Dava, kullanım kadastrosuna itiraza ilişkindir.
Çekişmeli taşınmazın bulunduğu yerde kadastro çalışmaları 3402 sayılı Kanunun (5831 sayılı Kanunun 8. maddesi ile eklenen) Ek 4. maddesi gereğince yapılmıştır.

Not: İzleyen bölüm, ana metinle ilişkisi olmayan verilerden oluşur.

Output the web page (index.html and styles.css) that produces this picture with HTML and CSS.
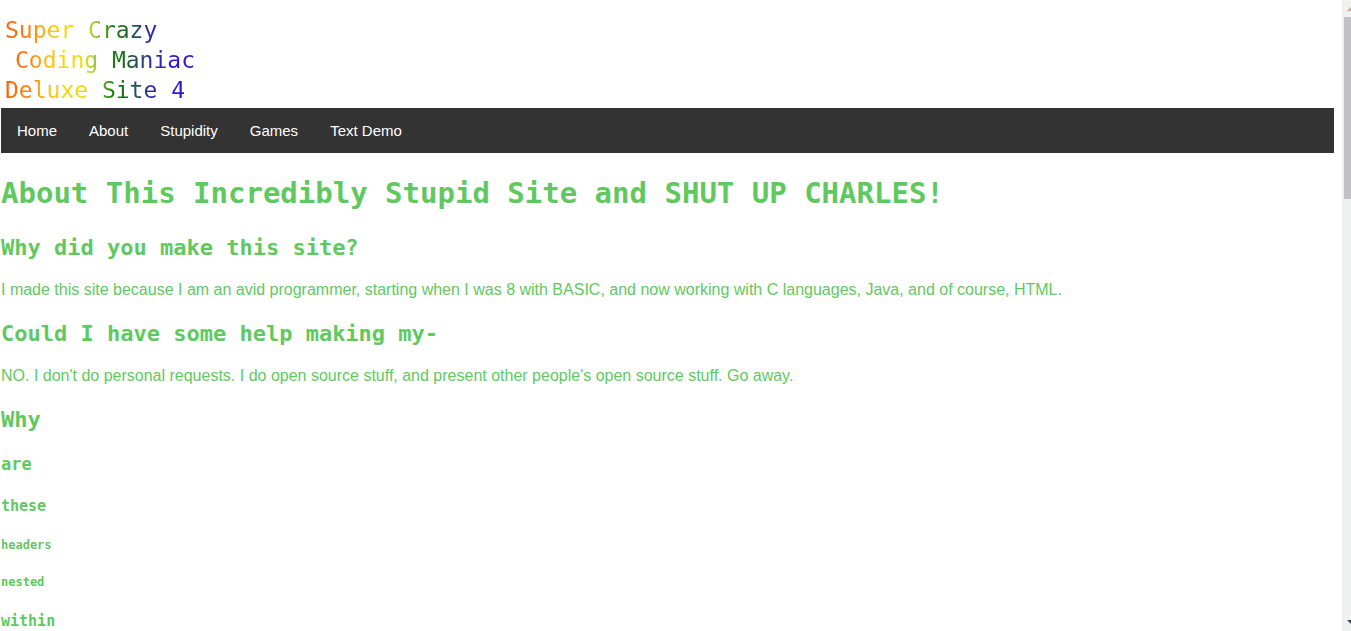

İncelenen dosya kapsamına, kararın dayandığı gerekçeye ve uzman bilirkişi raporuna göre, mahkemece davanın kabulü yolunda kurulan hükümde bir isabetsizlik bulunmamaktadır. Ancak, Hazine bu tür davalarda kanunî hasım durumunda olduğu için yargılama giderlerinin davalı ... Hazinesinden alınması yerinde değildir. Mahkeme kararında “Davacı tarafından yapılan 17,15.- TL harç, 20,00.- TL tebligat, 629,20.- TL keşif ve bilirkişi ücreti toplamı 666,35.- TL"nin davalı ... Hazinesinden alınarak davacıya verilmesine” denilmesi ve Tapu (Sicil) Müdürlüğü davada taraf olduğu halde, karar başlığında gösterilmemesi doğru değil ise de, bu hususlar hükmün bozulmasını ve yeniden yargılama yapılmasını gerektirmediğinden, hükmün düzeltilerek onanması uygun görülmüştür. Bu sebeple; hükmün başlık kısmına ..."nün eklenmesine, hüküm fıkrasında yer alan “Davacı tarafından yapılan 17,15.- TL harç, 20,00.- TL tebliğat, 629,20.- TL keşif ve bilirkişi ücreti toplamı 666,35.- TL"nin davalı ... Hazinesinden alınarak davacıya verilmesine” cümlesi kaldırılarak, bunun yerine, “Davacı tarafından yapılan yargılama giderlerinin davacı üzerinde bırakılmasına” cümlesinin yazılması suretiyle hükmün düzeltilmesine 6100 sayılı Kanunun geçici 3. maddesi atfıyla H.M.U.K."nun 438/7. maddesine göre hükmün düzeltilmiş bu şekliyle ONANMASINA 07.11.2013 günü oy birliğiyle karar verildi.